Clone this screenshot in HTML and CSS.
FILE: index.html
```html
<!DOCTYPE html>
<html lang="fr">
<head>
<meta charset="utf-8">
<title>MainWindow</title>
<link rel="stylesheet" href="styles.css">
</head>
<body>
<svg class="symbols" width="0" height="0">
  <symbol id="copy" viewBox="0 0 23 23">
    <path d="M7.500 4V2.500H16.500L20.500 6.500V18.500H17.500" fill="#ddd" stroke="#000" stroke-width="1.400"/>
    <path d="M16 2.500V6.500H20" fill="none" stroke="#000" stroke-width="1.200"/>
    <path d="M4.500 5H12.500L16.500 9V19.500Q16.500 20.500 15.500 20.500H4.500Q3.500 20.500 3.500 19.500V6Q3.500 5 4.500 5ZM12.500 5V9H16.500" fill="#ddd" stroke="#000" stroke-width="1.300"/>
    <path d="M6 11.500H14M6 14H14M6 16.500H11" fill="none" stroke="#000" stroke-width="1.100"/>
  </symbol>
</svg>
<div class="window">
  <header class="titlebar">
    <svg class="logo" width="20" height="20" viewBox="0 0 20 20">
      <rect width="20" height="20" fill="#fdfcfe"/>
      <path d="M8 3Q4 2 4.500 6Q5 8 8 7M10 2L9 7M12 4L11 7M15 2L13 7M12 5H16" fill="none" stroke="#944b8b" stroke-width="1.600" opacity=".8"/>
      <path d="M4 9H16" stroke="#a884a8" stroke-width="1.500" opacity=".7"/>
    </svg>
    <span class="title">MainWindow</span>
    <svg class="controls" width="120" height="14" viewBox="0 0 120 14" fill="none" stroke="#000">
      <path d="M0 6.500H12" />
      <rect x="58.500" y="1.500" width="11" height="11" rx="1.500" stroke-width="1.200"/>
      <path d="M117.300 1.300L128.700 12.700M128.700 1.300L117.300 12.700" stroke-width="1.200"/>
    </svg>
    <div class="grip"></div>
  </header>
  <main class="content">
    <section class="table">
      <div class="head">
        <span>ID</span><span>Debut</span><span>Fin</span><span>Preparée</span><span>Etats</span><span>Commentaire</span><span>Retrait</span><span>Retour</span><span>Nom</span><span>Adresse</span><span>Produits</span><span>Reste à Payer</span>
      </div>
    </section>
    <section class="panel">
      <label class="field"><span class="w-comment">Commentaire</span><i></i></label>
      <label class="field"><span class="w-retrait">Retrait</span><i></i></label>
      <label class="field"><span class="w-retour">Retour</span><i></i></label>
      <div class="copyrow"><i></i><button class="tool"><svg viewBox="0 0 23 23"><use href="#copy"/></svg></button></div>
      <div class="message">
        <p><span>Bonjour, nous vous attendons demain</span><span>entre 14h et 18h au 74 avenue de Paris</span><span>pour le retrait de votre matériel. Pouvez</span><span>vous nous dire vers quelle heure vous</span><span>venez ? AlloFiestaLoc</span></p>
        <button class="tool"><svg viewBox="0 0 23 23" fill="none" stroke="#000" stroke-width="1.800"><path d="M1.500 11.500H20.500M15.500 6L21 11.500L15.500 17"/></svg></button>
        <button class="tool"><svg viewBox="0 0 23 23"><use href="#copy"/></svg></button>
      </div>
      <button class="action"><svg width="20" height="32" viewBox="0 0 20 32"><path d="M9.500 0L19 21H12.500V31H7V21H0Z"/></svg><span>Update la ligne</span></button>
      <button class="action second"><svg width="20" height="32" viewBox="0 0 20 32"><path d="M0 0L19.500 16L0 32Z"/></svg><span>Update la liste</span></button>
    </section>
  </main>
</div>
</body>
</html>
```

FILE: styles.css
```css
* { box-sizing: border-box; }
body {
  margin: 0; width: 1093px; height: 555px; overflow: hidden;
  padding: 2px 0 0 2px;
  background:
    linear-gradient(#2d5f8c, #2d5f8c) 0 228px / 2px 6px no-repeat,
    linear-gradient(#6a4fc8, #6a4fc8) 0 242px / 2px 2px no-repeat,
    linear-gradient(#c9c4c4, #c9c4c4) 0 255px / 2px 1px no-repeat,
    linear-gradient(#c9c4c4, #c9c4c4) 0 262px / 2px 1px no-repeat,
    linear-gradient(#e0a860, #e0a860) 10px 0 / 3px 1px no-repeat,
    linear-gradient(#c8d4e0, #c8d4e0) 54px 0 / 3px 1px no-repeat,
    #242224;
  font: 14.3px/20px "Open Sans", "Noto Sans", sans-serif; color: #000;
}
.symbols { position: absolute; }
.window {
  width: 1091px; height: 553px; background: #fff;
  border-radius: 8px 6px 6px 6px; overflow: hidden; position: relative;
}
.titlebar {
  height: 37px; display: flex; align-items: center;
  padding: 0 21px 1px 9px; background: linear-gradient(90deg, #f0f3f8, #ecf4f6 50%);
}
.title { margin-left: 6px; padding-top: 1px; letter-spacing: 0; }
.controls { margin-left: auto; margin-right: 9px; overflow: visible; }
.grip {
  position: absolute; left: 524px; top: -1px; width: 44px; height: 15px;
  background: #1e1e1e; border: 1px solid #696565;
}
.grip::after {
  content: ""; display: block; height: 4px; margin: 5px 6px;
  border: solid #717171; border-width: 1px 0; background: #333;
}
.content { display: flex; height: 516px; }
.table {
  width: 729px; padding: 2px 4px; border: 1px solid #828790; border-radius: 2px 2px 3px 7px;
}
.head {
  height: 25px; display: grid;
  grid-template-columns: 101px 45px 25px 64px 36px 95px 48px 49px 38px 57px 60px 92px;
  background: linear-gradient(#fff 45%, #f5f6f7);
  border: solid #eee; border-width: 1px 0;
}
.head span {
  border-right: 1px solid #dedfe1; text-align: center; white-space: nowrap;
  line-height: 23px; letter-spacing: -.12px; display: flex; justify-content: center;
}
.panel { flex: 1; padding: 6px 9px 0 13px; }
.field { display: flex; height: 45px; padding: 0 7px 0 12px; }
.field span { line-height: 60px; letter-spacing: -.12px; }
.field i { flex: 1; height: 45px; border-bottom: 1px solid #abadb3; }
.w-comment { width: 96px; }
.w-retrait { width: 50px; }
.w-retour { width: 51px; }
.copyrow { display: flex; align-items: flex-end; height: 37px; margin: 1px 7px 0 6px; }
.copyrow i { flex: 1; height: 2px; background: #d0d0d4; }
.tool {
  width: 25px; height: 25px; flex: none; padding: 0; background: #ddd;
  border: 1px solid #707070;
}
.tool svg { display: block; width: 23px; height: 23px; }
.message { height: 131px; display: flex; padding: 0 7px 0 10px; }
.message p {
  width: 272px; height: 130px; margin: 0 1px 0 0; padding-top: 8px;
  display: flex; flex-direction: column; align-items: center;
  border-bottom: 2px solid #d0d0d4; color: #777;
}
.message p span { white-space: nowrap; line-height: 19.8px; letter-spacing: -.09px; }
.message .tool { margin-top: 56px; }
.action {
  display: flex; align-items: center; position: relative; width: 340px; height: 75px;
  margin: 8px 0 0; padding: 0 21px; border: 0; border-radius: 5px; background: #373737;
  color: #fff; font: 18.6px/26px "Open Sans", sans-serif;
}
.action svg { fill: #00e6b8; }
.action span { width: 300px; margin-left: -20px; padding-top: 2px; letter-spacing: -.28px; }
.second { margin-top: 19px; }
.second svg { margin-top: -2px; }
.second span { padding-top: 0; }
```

*WHAT THE EXERCISE ASKS*
Output all of the data again. Match it exactly.

*CORRECT OUTPUT*
Clone this screenshot in HTML and CSS.
FILE: index.html
```html
<!DOCTYPE html>
<html lang="fr">
<head>
<meta charset="utf-8">
<title>MainWindow</title>
<link rel="stylesheet" href="styles.css">
</head>
<body>
<svg class="symbols" width="0" height="0">
  <symbol id="copy" viewBox="0 0 23 23">
    <path d="M7.500 4V2.500H16.500L20.500 6.500V18.500H17.500" fill="#ddd" stroke="#000" stroke-width="1.400"/>
    <path d="M16 2.500V6.500H20" fill="none" stroke="#000" stroke-width="1.200"/>
    <path d="M4.500 5H12.500L16.500 9V19.500Q16.500 20.500 15.500 20.500H4.500Q3.500 20.500 3.500 19.500V6Q3.500 5 4.500 5ZM12.500 5V9H16.500" fill="#ddd" stroke="#000" stroke-width="1.300"/>
    <path d="M6 11.500H14M6 14H14M6 16.500H11" fill="none" stroke="#000" stroke-width="1.100"/>
  </symbol>
</svg>
<div class="window">
  <header class="titlebar">
    <svg class="logo" width="20" height="20" viewBox="0 0 20 20">
      <rect width="20" height="20" fill="#fdfcfe"/>
      <path d="M8 3Q4 2 4.500 6Q5 8 8 7M10 2L9 7M12 4L11 7M15 2L13 7M12 5H16" fill="none" stroke="#944b8b" stroke-width="1.600" opacity=".8"/>
      <path d="M4 9H16" stroke="#a884a8" stroke-width="1.500" opacity=".7"/>
    </svg>
    <span class="title">MainWindow</span>
    <svg class="controls" width="120" height="14" viewBox="0 0 120 14" fill="none" stroke="#000">
      <path d="M0 6.500H12" />
      <rect x="58.500" y="1.500" width="11" height="11" rx="1.500" stroke-width="1.200"/>
      <path d="M117.300 1.300L128.700 12.700M128.700 1.300L117.300 12.700" stroke-width="1.200"/>
    </svg>
    <div class="grip"></div>
  </header>
  <main class="content">
    <section class="table">
      <div class="head">
        <span>ID</span><span>Debut</span><span>Fin</span><span>Preparée</span><span>Etats</span><span>Commentaire</span><span>Retrait</span><span>Retour</span><span>Nom</span><span>Adresse</span><span>Produits</span><span>Reste à Payer</span>
      </div>
    </section>
    <section class="panel">
      <label class="field"><span class="w-comment">Commentaire</span><i></i></label>
      <label class="field"><span class="w-retrait">Retrait</span><i></i></label>
      <label class="field"><span class="w-retour">Retour</span><i></i></label>
      <div class="copyrow"><i></i><button class="tool"><svg viewBox="0 0 23 23"><use href="#copy"/></svg></button></div>
      <div class="message">
        <p><span>Bonjour, nous vous attendons demain</span><span>entre 14h et 18h au 74 avenue de Paris</span><span>pour le retrait de votre matériel. Pouvez</span><span>vous nous dire vers quelle heure vous</span><span>venez ? AlloFiestaLoc</span></p>
        <button class="tool"><svg viewBox="0 0 23 23" fill="none" stroke="#000" stroke-width="1.800"><path d="M1.500 11.500H20.500M15.500 6L21 11.500L15.500 17"/></svg></button>
        <button class="tool"><svg viewBox="0 0 23 23"><use href="#copy"/></svg></button>
      </div>
      <button class="action"><svg width="20" height="32" viewBox="0 0 20 32"><path d="M9.500 0L19 21H12.500V31H7V21H0Z"/></svg><span>Update la ligne</span></button>
      <button class="action second"><svg width="20" height="32" viewBox="0 0 20 32"><path d="M0 0L19.500 16L0 32Z"/></svg><span>Update la liste</span></button>
    </section>
  </main>
</div>
</body>
</html>
```

FILE: styles.css
```css
* { box-sizing: border-box; }
body {
  margin: 0; width: 1093px; height: 555px; overflow: hidden;
  padding: 2px 0 0 2px;
  background:
    linear-gradient(#2d5f8c, #2d5f8c) 0 228px / 2px 6px no-repeat,
    linear-gradient(#6a4fc8, #6a4fc8) 0 242px / 2px 2px no-repeat,
    linear-gradient(#c9c4c4, #c9c4c4) 0 255px / 2px 1px no-repeat,
    linear-gradient(#c9c4c4, #c9c4c4) 0 262px / 2px 1px no-repeat,
    linear-gradient(#e0a860, #e0a860) 10px 0 / 3px 1px no-repeat,
    linear-gradient(#c8d4e0, #c8d4e0) 54px 0 / 3px 1px no-repeat,
    #242224;
  font: 14.3px/20px "Open Sans", "Noto Sans", sans-serif; color: #000;
}
.symbols { position: absolute; }
.window {
  width: 1091px; height: 553px; background: #fff;
  border-radius: 8px 6px 6px 6px; overflow: hidden; position: relative;
}
.titlebar {
  height: 37px; display: flex; align-items: center;
  padding: 0 21px 1px 9px; background: linear-gradient(90deg, #f0f3f8, #ecf4f6 50%);
}
.title { margin-left: 6px; padding-top: 1px; letter-spacing: 0; }
.controls { margin-left: auto; margin-right: 9px; overflow: visible; }
.grip {
  position: absolute; left: 524px; top: -1px; width: 44px; height: 15px;
  background: #1e1e1e; border: 1px solid #696565;
}
.grip::after {
  content: ""; display: block; height: 4px; margin: 5px 6px;
  border: solid #717171; border-width: 1px 0; background: #333;
}
.content { display: flex; height: 516px; }
.table {
  width: 729px; padding: 2px 4px; border: 1px solid #828790; border-radius: 2px 2px 3px 7px;
}
.head {
  height: 25px; display: grid;
  grid-template-columns: 101px 45px 25px 64px 36px 95px 48px 49px 38px 57px 60px 92px;
  background: linear-gradient(#fff 45%, #f5f6f7);
  border: solid #eee; border-width: 1px 0;
}
.head span {
  border-right: 1px solid #dedfe1; text-align: center; white-space: nowrap;
  line-height: 23px; letter-spacing: -.12px; display: flex; justify-content: center;
}
.panel { flex: 1; padding: 6px 9px 0 13px; }
.field { display: flex; height: 45px; padding: 0 7px 0 12px; }
.field span { line-height: 60px; letter-spacing: -.12px; }
.field i { flex: 1; height: 45px; border-bottom: 1px solid #abadb3; }
.w-comment { width: 96px; }
.w-retrait { width: 50px; }
.w-retour { width: 51px; }
.copyrow { display: flex; align-items: flex-end; height: 37px; margin: 1px 7px 0 6px; }
.copyrow i { flex: 1; height: 2px; background: #d0d0d4; }
.tool {
  width: 25px; height: 25px; flex: none; padding: 0; background: #ddd;
  border: 1px solid #707070;
}
.tool svg { display: block; width: 23px; height: 23px; }
.message { height: 131px; display: flex; padding: 0 7px 0 10px; }
.message p {
  width: 272px; height: 130px; margin: 0 1px 0 0; padding-top: 8px;
  display: flex; flex-direction: column; align-items: center;
  border-bottom: 2px solid #d0d0d4; color: #777;
}
.message p span { white-space: nowrap; line-height: 19.8px; letter-spacing: -.09px; }
.message .tool { margin-top: 56px; }
.action {
  display: flex; align-items: center; position: relative; width: 340px; height: 75px;
  margin: 8px 0 0; padding: 0 21px; border: 0; border-radius: 5px; background: #373737;
  color: #fff; font: 18.6px/26px "Open Sans", sans-serif;
}
.action svg { fill: #00e6b8; }
.action span { width: 300px; margin-left: -20px; padding-top: 2px; letter-spacing: -.28px; }
.second { margin-top: 19px; }
.second svg { margin-top: -2px; }
.second span { padding-top: 0; }
```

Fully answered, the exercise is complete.